Description of the task
Make an exact copy of all the entries, with the pictures left out.

Provided records
━━━

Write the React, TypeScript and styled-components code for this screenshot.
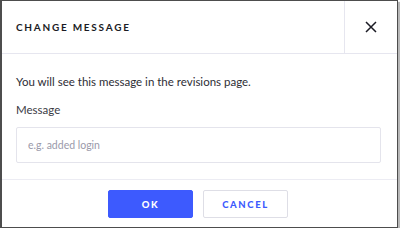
import React, { useState } from 'react';
import styled, { createGlobalStyle } from 'styled-components';

const GlobalStyle = createGlobalStyle`
  html, body {
    margin: 0;
    padding: 0;
    background: #ffffff;
  }
  body {
    font-family: Lato, "Liberation Sans", sans-serif;
  }
`;

const Dialog = styled.div`
  box-sizing: border-box;
  width: 398px;
  height: 228px;
  display: flex;
  flex-direction: column;
  background: #ffffff;
  border: 1px solid #4d4d4d;
  border-left-width: 2px;
  box-shadow: 2px 2px 1px rgba(0, 0, 0, 0.28);
`;

const Header = styled.div`
  display: flex;
  height: 52px;
  border-bottom: 1px solid #e6e6ef;
`;

const Title = styled.h2`
  flex: 1;
  margin: 0;
  padding-left: 14px;
  display: flex;
  align-items: center;
  font-size: 10px;
  font-weight: 700;
  letter-spacing: 1.75px;
  color: #1b1b24;
`;

const CloseButton = styled.button`
  width: 53px;
  border: none;
  border-left: 1px solid #e6e6ef;
  background: transparent;
  display: flex;
  align-items: center;
  justify-content: center;
  padding: 0;
  cursor: pointer;
`;

const Body = styled.div`
  flex: 1;
  display: flex;
  flex-direction: column;
  padding: 21px 16px 0 14px;
  border-bottom: 1px solid #ececf3;
`;

const Intro = styled.p`
  margin: 0 0 15px;
  font-size: 11.5px;
  color: #2d2d35;
`;

const Label = styled.label`
  font-size: 11.5px;
  color: #3a3a44;
  margin-bottom: 11px;
`;

const Field = styled.div`
  box-sizing: border-box;
  height: 36px;
  display: flex;
  align-items: center;
  padding-left: 11px;
  border: 1px solid #e4e4ec;
  border-radius: 2px;
`;

const MessageInput = styled.input`
  flex: 1;
  min-width: 0;
  border: none;
  padding: 0;
  margin: 0;
  background: transparent;
  font-family: inherit;
  font-size: 10.5px;
  color: #2d2d35;
  outline: none;
  &::placeholder {
    color: #9a9aaa;
  }
`;

const Footer = styled.div`
  height: 46px;
  display: flex;
  justify-content: center;
  align-items: center;
  gap: 10px;
  padding-right: 3px;
  padding-top: 1px;
`;

const Button = styled.button<{ $primary?: boolean }>`
  box-sizing: border-box;
  width: 85px;
  height: 28px;
  border-radius: 2px;
  font-family: inherit;
  font-size: 9.5px;
  font-weight: 900;
  letter-spacing: 1.6px;
  cursor: pointer;
  background: ${p => (p.$primary ? '#3d5afe' : '#ffffff')};
  color: ${p => (p.$primary ? '#ffffff' : '#3d5afe')};
  border: 1px solid ${p => (p.$primary ? '#3d5afe' : '#dedee6')};
`;

export default function App() {
  const [message, setMessage] = useState('');

  return (
    <>
      <GlobalStyle />
      <Dialog>
        <Header>
          <Title>CHANGE MESSAGE</Title>
          <CloseButton type="button" aria-label="Close">
            <svg width="12" height="12" viewBox="0 0 12 12">
              <path d="M1 1 L11 11 M11 1 L1 11" stroke="#1b1b24" strokeWidth="1.5" fill="none" />
            </svg>
          </CloseButton>
        </Header>
        <Body>
          <Intro>You will see this message in the revisions page.</Intro>
          <Label htmlFor="msg">Message</Label>
          <Field>
            <MessageInput
              id="msg"
              type="text"
              value={message}
              onChange={e => setMessage(e.target.value)}
              placeholder="e.g. added login"
            />
          </Field>
        </Body>
        <Footer>
          <Button type="button" $primary>OK</Button>
          <Button type="button">CANCEL</Button>
        </Footer>
      </Dialog>
    </>
  );
}
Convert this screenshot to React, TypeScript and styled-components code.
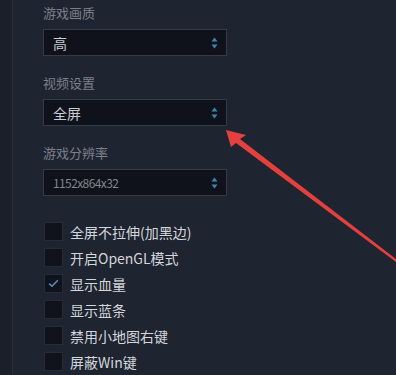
import React from 'react';
import styled, { createGlobalStyle } from 'styled-components';

const GlobalStyle = createGlobalStyle`
  html, body {
    margin: 0;
    padding: 0;
    background: #1e2330;
  }
  body {
    font-family: "Noto Sans CJK SC", "Noto Sans", sans-serif;
  }
`;

const Page = styled.div`
  position: relative;
  width: 396px;
  height: 375px;
  overflow: hidden;
  display: flex;
  background: #1f2431;
`;

const Rail = styled.div`
  width: 12px;
  flex-shrink: 0;
  background: #1b1f2a;
  border-right: 1px solid #2b303b;
`;

const Main = styled.div`
  flex: 1;
  padding: 4px 0 0 30px;
  display: flex;
  flex-direction: column;
`;

const Label = styled.div`
  font-size: 13px;
  line-height: 18px;
  color: #7b808a;
  margin-bottom: 7px;
`;

const Select = styled.div<{ $dim?: boolean }>`
  box-sizing: border-box;
  width: 184px;
  height: 27px;
  margin-bottom: 18px;
  padding: 0 8px 0 9px;
  display: flex;
  align-items: center;
  justify-content: space-between;
  background: #0f121a;
  border: 1px solid #353a46;
  font-size: ${(p) => (p.$dim ? '12px' : '14px')};
  letter-spacing: ${(p) => (p.$dim ? '-0.6px' : '0')};
  color: ${(p) => (p.$dim ? '#80858e' : '#c9ccd2')};
`;

const Spinner = styled.svg`
  width: 7px;
  height: 12px;
`;

const Options = styled.div`
  margin-top: 8px;
  display: flex;
  flex-direction: column;
  gap: 7px;
`;

const Row = styled.div`
  display: flex;
  align-items: center;
  gap: 7px;
  height: 19px;
  padding-left: 1px;
`;

const Box = styled.div`
  box-sizing: border-box;
  width: 19px;
  height: 19px;
  background: #10131b;
  border: 1px solid #262b36;
  display: flex;
  align-items: center;
  justify-content: center;
`;

const RowText = styled.span`
  font-size: 14px;
  color: #d3d6db;
  white-space: nowrap;
`;

const Arrow = styled.svg`
  position: absolute;
  left: 0;
  top: 0;
  pointer-events: none;
`;

function Updown() {
  return (
    <Spinner viewBox="0 0 7 12">
      <path d="M3.5 0.5 L6.5 4.5 L0.5 4.5 Z" fill="#3f86ad" />
      <path d="M3.5 11.5 L6.5 7.5 L0.5 7.5 Z" fill="#3f86ad" />
    </Spinner>
  );
}

const options = [
  { text: '全屏不拉伸(加黑边)', checked: false },
  { text: '开启OpenGL模式', checked: false },
  { text: '显示血量', checked: true },
  { text: '显示蓝条', checked: false },
  { text: '禁用小地图右键', checked: false },
  { text: '屏蔽Win键', checked: false },
];

export default function App() {
  return (
    <>
      <GlobalStyle />
      <Page>
        <Rail />
        <Main>
          <Label>游戏画质</Label>
          <Select>
            高
            <Updown />
          </Select>
          <Label>视频设置</Label>
          <Select>
            全屏
            <Updown />
          </Select>
          <Label>游戏分辨率</Label>
          <Select $dim>
            1152x864x32
            <Updown />
          </Select>
          <Options>
            {options.map((o) => (
              <Row key={o.text}>
                <Box>
                  {o.checked && (
                    <svg width="11" height="9" viewBox="0 0 11 9">
                      <path d="M1.2 4.6 L4 7.3 L9.8 1.2" stroke="#5a8fc2" strokeWidth="1.5" fill="none" />
                    </svg>
                  )}
                </Box>
                <RowText>{o.text}</RowText>
              </Row>
            ))}
          </Options>
        </Main>
        <Arrow width="396" height="375" viewBox="0 0 396 375">
          <path d="M226 130 L246 135 L240 139 L396 259 L396 262 L236 143 L231 147 Z" fill="#e5403d" />
        </Arrow>
      </Page>
    </>
  );
}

━━━

Written response
Write the React, TypeScript and styled-components code for this screenshot.
import React, { useState } from 'react';
import styled, { createGlobalStyle } from 'styled-components';

const GlobalStyle = createGlobalStyle`
  html, body {
    margin: 0;
    padding: 0;
    background: #ffffff;
  }
  body {
    font-family: Lato, "Liberation Sans", sans-serif;
  }
`;

const Dialog = styled.div`
  box-sizing: border-box;
  width: 398px;
  height: 228px;
  display: flex;
  flex-direction: column;
  background: #ffffff;
  border: 1px solid #4d4d4d;
  border-left-width: 2px;
  box-shadow: 2px 2px 1px rgba(0, 0, 0, 0.28);
`;

const Header = styled.div`
  display: flex;
  height: 52px;
  border-bottom: 1px solid #e6e6ef;
`;

const Title = styled.h2`
  flex: 1;
  margin: 0;
  padding-left: 14px;
  display: flex;
  align-items: center;
  font-size: 10px;
  font-weight: 700;
  letter-spacing: 1.75px;
  color: #1b1b24;
`;

const CloseButton = styled.button`
  width: 53px;
  border: none;
  border-left: 1px solid #e6e6ef;
  background: transparent;
  display: flex;
  align-items: center;
  justify-content: center;
  padding: 0;
  cursor: pointer;
`;

const Body = styled.div`
  flex: 1;
  display: flex;
  flex-direction: column;
  padding: 21px 16px 0 14px;
  border-bottom: 1px solid #ececf3;
`;

const Intro = styled.p`
  margin: 0 0 15px;
  font-size: 11.5px;
  color: #2d2d35;
`;

const Label = styled.label`
  font-size: 11.5px;
  color: #3a3a44;
  margin-bottom: 11px;
`;

const Field = styled.div`
  box-sizing: border-box;
  height: 36px;
  display: flex;
  align-items: center;
  padding-left: 11px;
  border: 1px solid #e4e4ec;
  border-radius: 2px;
`;

const MessageInput = styled.input`
  flex: 1;
  min-width: 0;
  border: none;
  padding: 0;
  margin: 0;
  background: transparent;
  font-family: inherit;
  font-size: 10.5px;
  color: #2d2d35;
  outline: none;
  &::placeholder {
    color: #9a9aaa;
  }
`;

const Footer = styled.div`
  height: 46px;
  display: flex;
  justify-content: center;
  align-items: center;
  gap: 10px;
  padding-right: 3px;
  padding-top: 1px;
`;

const Button = styled.button<{ $primary?: boolean }>`
  box-sizing: border-box;
  width: 85px;
  height: 28px;
  border-radius: 2px;
  font-family: inherit;
  font-size: 9.5px;
  font-weight: 900;
  letter-spacing: 1.6px;
  cursor: pointer;
  background: ${p => (p.$primary ? '#3d5afe' : '#ffffff')};
  color: ${p => (p.$primary ? '#ffffff' : '#3d5afe')};
  border: 1px solid ${p => (p.$primary ? '#3d5afe' : '#dedee6')};
`;

export default function App() {
  const [message, setMessage] = useState('');

  return (
    <>
      <GlobalStyle />
      <Dialog>
        <Header>
          <Title>CHANGE MESSAGE</Title>
          <CloseButton type="button" aria-label="Close">
            <svg width="12" height="12" viewBox="0 0 12 12">
              <path d="M1 1 L11 11 M11 1 L1 11" stroke="#1b1b24" strokeWidth="1.5" fill="none" />
            </svg>
          </CloseButton>
        </Header>
        <Body>
          <Intro>You will see this message in the revisions page.</Intro>
          <Label htmlFor="msg">Message</Label>
          <Field>
            <MessageInput
              id="msg"
              type="text"
              value={message}
              onChange={e => setMessage(e.target.value)}
              placeholder="e.g. added login"
            />
          </Field>
        </Body>
        <Footer>
          <Button type="button" $primary>OK</Button>
          <Button type="button">CANCEL</Button>
        </Footer>
      </Dialog>
    </>
  );
}
Convert this screenshot to React, TypeScript and styled-components code.
import React from 'react';
import styled, { createGlobalStyle } from 'styled-components';

const GlobalStyle = createGlobalStyle`
  html, body {
    margin: 0;
    padding: 0;
    background: #1e2330;
  }
  body {
    font-family: "Noto Sans CJK SC", "Noto Sans", sans-serif;
  }
`;

const Page = styled.div`
  position: relative;
  width: 396px;
  height: 375px;
  overflow: hidden;
  display: flex;
  background: #1f2431;
`;

const Rail = styled.div`
  width: 12px;
  flex-shrink: 0;
  background: #1b1f2a;
  border-right: 1px solid #2b303b;
`;

const Main = styled.div`
  flex: 1;
  padding: 4px 0 0 30px;
  display: flex;
  flex-direction: column;
`;

const Label = styled.div`
  font-size: 13px;
  line-height: 18px;
  color: #7b808a;
  margin-bottom: 7px;
`;

const Select = styled.div<{ $dim?: boolean }>`
  box-sizing: border-box;
  width: 184px;
  height: 27px;
  margin-bottom: 18px;
  padding: 0 8px 0 9px;
  display: flex;
  align-items: center;
  justify-content: space-between;
  background: #0f121a;
  border: 1px solid #353a46;
  font-size: ${(p) => (p.$dim ? '12px' : '14px')};
  letter-spacing: ${(p) => (p.$dim ? '-0.6px' : '0')};
  color: ${(p) => (p.$dim ? '#80858e' : '#c9ccd2')};
`;

const Spinner = styled.svg`
  width: 7px;
  height: 12px;
`;

const Options = styled.div`
  margin-top: 8px;
  display: flex;
  flex-direction: column;
  gap: 7px;
`;

const Row = styled.div`
  display: flex;
  align-items: center;
  gap: 7px;
  height: 19px;
  padding-left: 1px;
`;

const Box = styled.div`
  box-sizing: border-box;
  width: 19px;
  height: 19px;
  background: #10131b;
  border: 1px solid #262b36;
  display: flex;
  align-items: center;
  justify-content: center;
`;

const RowText = styled.span`
  font-size: 14px;
  color: #d3d6db;
  white-space: nowrap;
`;

const Arrow = styled.svg`
  position: absolute;
  left: 0;
  top: 0;
  pointer-events: none;
`;

function Updown() {
  return (
    <Spinner viewBox="0 0 7 12">
      <path d="M3.5 0.5 L6.5 4.5 L0.5 4.5 Z" fill="#3f86ad" />
      <path d="M3.5 11.5 L6.5 7.5 L0.5 7.5 Z" fill="#3f86ad" />
    </Spinner>
  );
}

const options = [
  { text: '全屏不拉伸(加黑边)', checked: false },
  { text: '开启OpenGL模式', checked: false },
  { text: '显示血量', checked: true },
  { text: '显示蓝条', checked: false },
  { text: '禁用小地图右键', checked: false },
  { text: '屏蔽Win键', checked: false },
];

export default function App() {
  return (
    <>
      <GlobalStyle />
      <Page>
        <Rail />
        <Main>
          <Label>游戏画质</Label>
          <Select>
            高
            <Updown />
          </Select>
          <Label>视频设置</Label>
          <Select>
            全屏
            <Updown />
          </Select>
          <Label>游戏分辨率</Label>
          <Select $dim>
            1152x864x32
            <Updown />
          </Select>
          <Options>
            {options.map((o) => (
              <Row key={o.text}>
                <Box>
                  {o.checked && (
                    <svg width="11" height="9" viewBox="0 0 11 9">
                      <path d="M1.2 4.6 L4 7.3 L9.8 1.2" stroke="#5a8fc2" strokeWidth="1.5" fill="none" />
                    </svg>
                  )}
                </Box>
                <RowText>{o.text}</RowText>
              </Row>
            ))}
          </Options>
        </Main>
        <Arrow width="396" height="375" viewBox="0 0 396 375">
          <path d="M226 130 L246 135 L240 139 L396 259 L396 262 L236 143 L231 147 Z" fill="#e5403d" />
        </Arrow>
      </Page>
    </>
  );
}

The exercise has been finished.